» Supplied entries
------------
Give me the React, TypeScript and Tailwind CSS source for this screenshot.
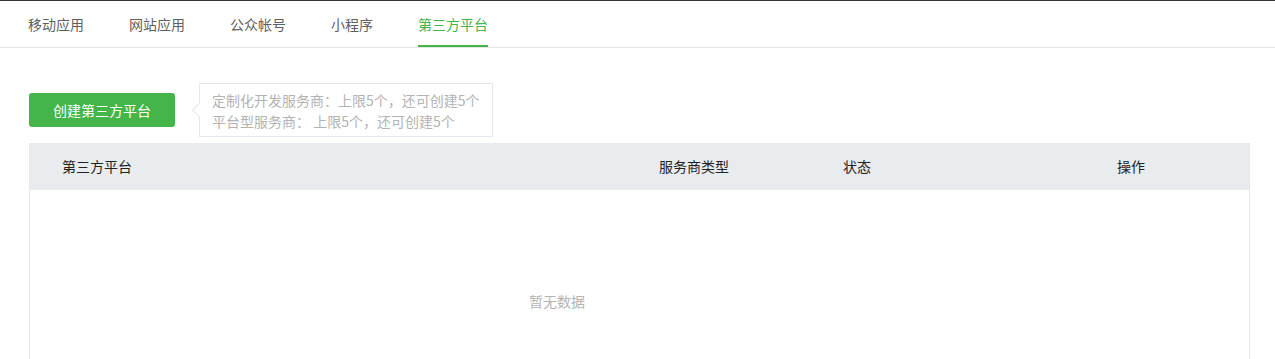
------------
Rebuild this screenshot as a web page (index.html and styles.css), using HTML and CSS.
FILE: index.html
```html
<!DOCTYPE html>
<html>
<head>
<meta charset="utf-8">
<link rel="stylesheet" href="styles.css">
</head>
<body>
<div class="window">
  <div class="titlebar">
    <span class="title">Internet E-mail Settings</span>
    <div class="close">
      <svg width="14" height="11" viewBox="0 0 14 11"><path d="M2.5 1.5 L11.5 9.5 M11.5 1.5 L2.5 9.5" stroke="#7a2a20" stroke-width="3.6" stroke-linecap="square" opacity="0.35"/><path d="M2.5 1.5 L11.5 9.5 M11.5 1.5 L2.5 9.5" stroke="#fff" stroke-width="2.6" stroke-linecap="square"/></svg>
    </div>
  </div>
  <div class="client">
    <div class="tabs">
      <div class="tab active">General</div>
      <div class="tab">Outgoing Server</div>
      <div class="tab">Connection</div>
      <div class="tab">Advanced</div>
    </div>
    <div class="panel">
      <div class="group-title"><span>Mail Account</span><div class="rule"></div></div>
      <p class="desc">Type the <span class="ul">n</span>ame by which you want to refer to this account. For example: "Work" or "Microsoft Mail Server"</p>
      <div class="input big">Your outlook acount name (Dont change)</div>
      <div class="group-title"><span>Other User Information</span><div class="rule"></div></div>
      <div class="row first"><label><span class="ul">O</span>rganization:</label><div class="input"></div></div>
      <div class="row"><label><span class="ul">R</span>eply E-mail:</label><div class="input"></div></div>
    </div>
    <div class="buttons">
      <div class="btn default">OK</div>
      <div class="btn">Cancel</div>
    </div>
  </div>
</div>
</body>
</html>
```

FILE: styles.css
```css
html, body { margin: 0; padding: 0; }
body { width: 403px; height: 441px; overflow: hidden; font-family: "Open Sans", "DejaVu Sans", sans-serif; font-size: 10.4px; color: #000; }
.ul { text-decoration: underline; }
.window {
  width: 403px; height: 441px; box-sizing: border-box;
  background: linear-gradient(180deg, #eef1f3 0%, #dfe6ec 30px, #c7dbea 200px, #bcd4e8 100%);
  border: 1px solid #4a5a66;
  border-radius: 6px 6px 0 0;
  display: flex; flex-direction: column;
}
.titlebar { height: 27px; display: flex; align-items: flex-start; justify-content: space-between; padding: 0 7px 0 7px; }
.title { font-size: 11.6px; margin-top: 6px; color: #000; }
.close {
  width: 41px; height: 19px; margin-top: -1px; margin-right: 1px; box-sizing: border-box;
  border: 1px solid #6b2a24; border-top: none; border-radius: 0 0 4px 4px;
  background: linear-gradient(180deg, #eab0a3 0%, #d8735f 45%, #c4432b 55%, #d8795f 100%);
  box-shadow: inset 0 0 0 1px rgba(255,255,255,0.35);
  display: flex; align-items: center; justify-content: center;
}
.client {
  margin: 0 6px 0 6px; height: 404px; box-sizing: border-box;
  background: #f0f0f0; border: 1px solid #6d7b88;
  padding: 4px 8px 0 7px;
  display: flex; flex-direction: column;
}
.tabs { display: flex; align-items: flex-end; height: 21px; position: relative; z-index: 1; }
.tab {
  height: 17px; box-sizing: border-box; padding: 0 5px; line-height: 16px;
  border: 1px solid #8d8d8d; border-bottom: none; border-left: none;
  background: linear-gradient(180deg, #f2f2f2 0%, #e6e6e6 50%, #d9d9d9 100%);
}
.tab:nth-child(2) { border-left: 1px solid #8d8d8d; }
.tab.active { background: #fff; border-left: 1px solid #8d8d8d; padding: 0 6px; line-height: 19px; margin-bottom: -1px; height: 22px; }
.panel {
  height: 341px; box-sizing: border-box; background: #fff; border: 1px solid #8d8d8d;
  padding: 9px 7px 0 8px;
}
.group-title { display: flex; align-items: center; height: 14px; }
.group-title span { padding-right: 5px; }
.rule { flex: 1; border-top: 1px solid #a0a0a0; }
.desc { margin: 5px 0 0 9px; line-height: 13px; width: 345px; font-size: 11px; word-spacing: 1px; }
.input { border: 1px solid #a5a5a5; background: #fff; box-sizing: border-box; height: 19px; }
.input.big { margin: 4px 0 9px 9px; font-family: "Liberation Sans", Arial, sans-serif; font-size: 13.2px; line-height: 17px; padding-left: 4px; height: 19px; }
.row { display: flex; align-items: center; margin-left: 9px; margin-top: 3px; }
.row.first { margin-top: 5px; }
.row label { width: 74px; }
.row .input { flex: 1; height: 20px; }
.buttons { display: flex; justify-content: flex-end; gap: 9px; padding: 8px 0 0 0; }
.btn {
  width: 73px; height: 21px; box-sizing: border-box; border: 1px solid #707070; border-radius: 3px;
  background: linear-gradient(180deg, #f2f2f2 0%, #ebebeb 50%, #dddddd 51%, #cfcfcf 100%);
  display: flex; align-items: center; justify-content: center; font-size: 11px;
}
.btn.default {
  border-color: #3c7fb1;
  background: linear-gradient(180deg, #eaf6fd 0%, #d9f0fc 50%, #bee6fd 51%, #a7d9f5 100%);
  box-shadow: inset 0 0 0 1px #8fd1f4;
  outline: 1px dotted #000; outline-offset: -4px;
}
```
------------
» What you are asked to do
Pick every line with "styles" in it and copy it.

» Result of this task
Rebuild this screenshot as a web page (index.html and styles.css), using HTML and CSS.
<link rel="stylesheet" href="styles.css">
FILE: styles.css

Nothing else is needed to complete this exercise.